------ STORED DATA

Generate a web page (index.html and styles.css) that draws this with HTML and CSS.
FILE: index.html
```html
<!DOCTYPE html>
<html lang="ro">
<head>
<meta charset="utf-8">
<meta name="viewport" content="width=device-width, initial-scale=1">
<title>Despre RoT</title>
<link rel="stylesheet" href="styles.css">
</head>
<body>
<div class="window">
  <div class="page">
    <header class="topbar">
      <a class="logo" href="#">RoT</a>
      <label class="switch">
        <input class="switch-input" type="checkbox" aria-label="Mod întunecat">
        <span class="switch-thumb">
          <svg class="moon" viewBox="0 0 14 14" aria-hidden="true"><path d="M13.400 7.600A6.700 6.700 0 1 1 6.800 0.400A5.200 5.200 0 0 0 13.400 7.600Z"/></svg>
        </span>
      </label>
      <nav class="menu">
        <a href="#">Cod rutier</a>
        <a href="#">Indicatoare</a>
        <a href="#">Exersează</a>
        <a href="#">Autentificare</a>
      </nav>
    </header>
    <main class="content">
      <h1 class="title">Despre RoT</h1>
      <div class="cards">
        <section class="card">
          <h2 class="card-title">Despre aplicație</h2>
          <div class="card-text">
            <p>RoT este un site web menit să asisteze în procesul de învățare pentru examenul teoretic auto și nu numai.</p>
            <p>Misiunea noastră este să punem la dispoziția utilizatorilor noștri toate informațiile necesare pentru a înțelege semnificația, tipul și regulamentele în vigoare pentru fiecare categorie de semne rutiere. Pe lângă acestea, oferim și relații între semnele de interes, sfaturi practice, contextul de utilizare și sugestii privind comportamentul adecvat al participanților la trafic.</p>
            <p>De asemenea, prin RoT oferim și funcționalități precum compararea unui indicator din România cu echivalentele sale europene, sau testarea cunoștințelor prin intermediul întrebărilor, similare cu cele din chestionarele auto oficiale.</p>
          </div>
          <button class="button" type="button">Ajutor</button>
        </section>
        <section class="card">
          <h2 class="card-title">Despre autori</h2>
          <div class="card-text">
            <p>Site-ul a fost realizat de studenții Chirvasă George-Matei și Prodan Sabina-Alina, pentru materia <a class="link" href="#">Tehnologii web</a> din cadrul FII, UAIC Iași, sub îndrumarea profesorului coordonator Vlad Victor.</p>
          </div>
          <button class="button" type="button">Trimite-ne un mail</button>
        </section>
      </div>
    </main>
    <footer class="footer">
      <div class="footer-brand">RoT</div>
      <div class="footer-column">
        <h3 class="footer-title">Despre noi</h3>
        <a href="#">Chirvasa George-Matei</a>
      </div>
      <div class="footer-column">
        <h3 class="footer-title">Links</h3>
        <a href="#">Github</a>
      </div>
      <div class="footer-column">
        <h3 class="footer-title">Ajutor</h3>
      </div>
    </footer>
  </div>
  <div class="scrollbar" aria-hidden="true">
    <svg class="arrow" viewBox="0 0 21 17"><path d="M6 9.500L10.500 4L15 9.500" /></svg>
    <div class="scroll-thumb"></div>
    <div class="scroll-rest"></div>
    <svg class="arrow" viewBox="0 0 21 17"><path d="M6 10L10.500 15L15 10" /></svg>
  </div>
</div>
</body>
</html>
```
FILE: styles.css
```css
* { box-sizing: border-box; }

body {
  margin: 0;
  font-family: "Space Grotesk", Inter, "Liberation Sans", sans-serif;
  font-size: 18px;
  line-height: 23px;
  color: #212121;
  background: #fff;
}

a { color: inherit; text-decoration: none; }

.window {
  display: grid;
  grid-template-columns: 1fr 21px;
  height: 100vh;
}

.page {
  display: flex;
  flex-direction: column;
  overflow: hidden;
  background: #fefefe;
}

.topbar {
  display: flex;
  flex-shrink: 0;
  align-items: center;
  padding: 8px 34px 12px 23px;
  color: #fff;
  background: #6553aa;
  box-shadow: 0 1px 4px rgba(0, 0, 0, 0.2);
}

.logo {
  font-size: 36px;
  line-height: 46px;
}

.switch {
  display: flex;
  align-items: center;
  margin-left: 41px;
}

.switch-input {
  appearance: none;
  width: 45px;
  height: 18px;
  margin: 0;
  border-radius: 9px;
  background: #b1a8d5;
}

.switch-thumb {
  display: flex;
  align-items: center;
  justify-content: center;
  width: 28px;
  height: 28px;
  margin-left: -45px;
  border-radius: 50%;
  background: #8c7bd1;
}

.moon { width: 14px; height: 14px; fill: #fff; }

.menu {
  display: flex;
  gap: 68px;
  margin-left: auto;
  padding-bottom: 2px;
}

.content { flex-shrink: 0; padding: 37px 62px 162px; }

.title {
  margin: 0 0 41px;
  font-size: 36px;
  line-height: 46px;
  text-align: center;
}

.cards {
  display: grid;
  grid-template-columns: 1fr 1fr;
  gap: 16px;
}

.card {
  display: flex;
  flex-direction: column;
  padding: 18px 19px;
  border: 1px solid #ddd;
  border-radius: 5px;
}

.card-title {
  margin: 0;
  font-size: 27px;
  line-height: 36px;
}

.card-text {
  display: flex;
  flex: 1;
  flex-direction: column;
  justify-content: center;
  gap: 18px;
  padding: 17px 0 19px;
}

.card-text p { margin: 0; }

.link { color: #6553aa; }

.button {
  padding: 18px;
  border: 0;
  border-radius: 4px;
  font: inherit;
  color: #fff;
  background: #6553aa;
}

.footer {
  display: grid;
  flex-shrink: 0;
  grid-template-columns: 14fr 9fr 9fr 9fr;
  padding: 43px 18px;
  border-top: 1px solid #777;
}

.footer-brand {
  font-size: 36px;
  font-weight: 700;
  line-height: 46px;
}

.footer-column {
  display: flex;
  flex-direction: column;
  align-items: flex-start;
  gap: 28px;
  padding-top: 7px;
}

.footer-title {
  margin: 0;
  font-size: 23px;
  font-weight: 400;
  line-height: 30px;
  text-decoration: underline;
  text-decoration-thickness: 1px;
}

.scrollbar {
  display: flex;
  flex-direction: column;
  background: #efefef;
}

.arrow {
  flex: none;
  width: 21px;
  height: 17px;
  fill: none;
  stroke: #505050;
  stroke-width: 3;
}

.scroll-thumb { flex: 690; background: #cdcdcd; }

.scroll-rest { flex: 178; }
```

------------

**WHAT YOU ARE ASKED TO DO:** Reproduce the material in full, with no word added or dropped.

**WRITTEN RESPONSE:**
Generate a web page (index.html and styles.css) that draws this with HTML and CSS.
FILE: index.html
```html
<!DOCTYPE html>
<html lang="ro">
<head>
<meta charset="utf-8">
<meta name="viewport" content="width=device-width, initial-scale=1">
<title>Despre RoT</title>
<link rel="stylesheet" href="styles.css">
</head>
<body>
<div class="window">
  <div class="page">
    <header class="topbar">
      <a class="logo" href="#">RoT</a>
      <label class="switch">
        <input class="switch-input" type="checkbox" aria-label="Mod întunecat">
        <span class="switch-thumb">
          <svg class="moon" viewBox="0 0 14 14" aria-hidden="true"><path d="M13.400 7.600A6.700 6.700 0 1 1 6.800 0.400A5.200 5.200 0 0 0 13.400 7.600Z"/></svg>
        </span>
      </label>
      <nav class="menu">
        <a href="#">Cod rutier</a>
        <a href="#">Indicatoare</a>
        <a href="#">Exersează</a>
        <a href="#">Autentificare</a>
      </nav>
    </header>
    <main class="content">
      <h1 class="title">Despre RoT</h1>
      <div class="cards">
        <section class="card">
          <h2 class="card-title">Despre aplicație</h2>
          <div class="card-text">
            <p>RoT este un site web menit să asisteze în procesul de învățare pentru examenul teoretic auto și nu numai.</p>
            <p>Misiunea noastră este să punem la dispoziția utilizatorilor noștri toate informațiile necesare pentru a înțelege semnificația, tipul și regulamentele în vigoare pentru fiecare categorie de semne rutiere. Pe lângă acestea, oferim și relații între semnele de interes, sfaturi practice, contextul de utilizare și sugestii privind comportamentul adecvat al participanților la trafic.</p>
            <p>De asemenea, prin RoT oferim și funcționalități precum compararea unui indicator din România cu echivalentele sale europene, sau testarea cunoștințelor prin intermediul întrebărilor, similare cu cele din chestionarele auto oficiale.</p>
          </div>
          <button class="button" type="button">Ajutor</button>
        </section>
        <section class="card">
          <h2 class="card-title">Despre autori</h2>
          <div class="card-text">
            <p>Site-ul a fost realizat de studenții Chirvasă George-Matei și Prodan Sabina-Alina, pentru materia <a class="link" href="#">Tehnologii web</a> din cadrul FII, UAIC Iași, sub îndrumarea profesorului coordonator Vlad Victor.</p>
          </div>
          <button class="button" type="button">Trimite-ne un mail</button>
        </section>
      </div>
    </main>
    <footer class="footer">
      <div class="footer-brand">RoT</div>
      <div class="footer-column">
        <h3 class="footer-title">Despre noi</h3>
        <a href="#">Chirvasa George-Matei</a>
      </div>
      <div class="footer-column">
        <h3 class="footer-title">Links</h3>
        <a href="#">Github</a>
      </div>
      <div class="footer-column">
        <h3 class="footer-title">Ajutor</h3>
      </div>
    </footer>
  </div>
  <div class="scrollbar" aria-hidden="true">
    <svg class="arrow" viewBox="0 0 21 17"><path d="M6 9.500L10.500 4L15 9.500" /></svg>
    <div class="scroll-thumb"></div>
    <div class="scroll-rest"></div>
    <svg class="arrow" viewBox="0 0 21 17"><path d="M6 10L10.500 15L15 10" /></svg>
  </div>
</div>
</body>
</html>
```
FILE: styles.css
```css
* { box-sizing: border-box; }

body {
  margin: 0;
  font-family: "Space Grotesk", Inter, "Liberation Sans", sans-serif;
  font-size: 18px;
  line-height: 23px;
  color: #212121;
  background: #fff;
}

a { color: inherit; text-decoration: none; }

.window {
  display: grid;
  grid-template-columns: 1fr 21px;
  height: 100vh;
}

.page {
  display: flex;
  flex-direction: column;
  overflow: hidden;
  background: #fefefe;
}

.topbar {
  display: flex;
  flex-shrink: 0;
  align-items: center;
  padding: 8px 34px 12px 23px;
  color: #fff;
  background: #6553aa;
  box-shadow: 0 1px 4px rgba(0, 0, 0, 0.2);
}

.logo {
  font-size: 36px;
  line-height: 46px;
}

.switch {
  display: flex;
  align-items: center;
  margin-left: 41px;
}

.switch-input {
  appearance: none;
  width: 45px;
  height: 18px;
  margin: 0;
  border-radius: 9px;
  background: #b1a8d5;
}

.switch-thumb {
  display: flex;
  align-items: center;
  justify-content: center;
  width: 28px;
  height: 28px;
  margin-left: -45px;
  border-radius: 50%;
  background: #8c7bd1;
}

.moon { width: 14px; height: 14px; fill: #fff; }

.menu {
  display: flex;
  gap: 68px;
  margin-left: auto;
  padding-bottom: 2px;
}

.content { flex-shrink: 0; padding: 37px 62px 162px; }

.title {
  margin: 0 0 41px;
  font-size: 36px;
  line-height: 46px;
  text-align: center;
}

.cards {
  display: grid;
  grid-template-columns: 1fr 1fr;
  gap: 16px;
}

.card {
  display: flex;
  flex-direction: column;
  padding: 18px 19px;
  border: 1px solid #ddd;
  border-radius: 5px;
}

.card-title {
  margin: 0;
  font-size: 27px;
  line-height: 36px;
}

.card-text {
  display: flex;
  flex: 1;
  flex-direction: column;
  justify-content: center;
  gap: 18px;
  padding: 17px 0 19px;
}

.card-text p { margin: 0; }

.link { color: #6553aa; }

.button {
  padding: 18px;
  border: 0;
  border-radius: 4px;
  font: inherit;
  color: #fff;
  background: #6553aa;
}

.footer {
  display: grid;
  flex-shrink: 0;
  grid-template-columns: 14fr 9fr 9fr 9fr;
  padding: 43px 18px;
  border-top: 1px solid #777;
}

.footer-brand {
  font-size: 36px;
  font-weight: 700;
  line-height: 46px;
}

.footer-column {
  display: flex;
  flex-direction: column;
  align-items: flex-start;
  gap: 28px;
  padding-top: 7px;
}

.footer-title {
  margin: 0;
  font-size: 23px;
  font-weight: 400;
  line-height: 30px;
  text-decoration: underline;
  text-decoration-thickness: 1px;
}

.scrollbar {
  display: flex;
  flex-direction: column;
  background: #efefef;
}

.arrow {
  flex: none;
  width: 21px;
  height: 17px;
  fill: none;
  stroke: #505050;
  stroke-width: 3;
}

.scroll-thumb { flex: 690; background: #cdcdcd; }

.scroll-rest { flex: 178; }
```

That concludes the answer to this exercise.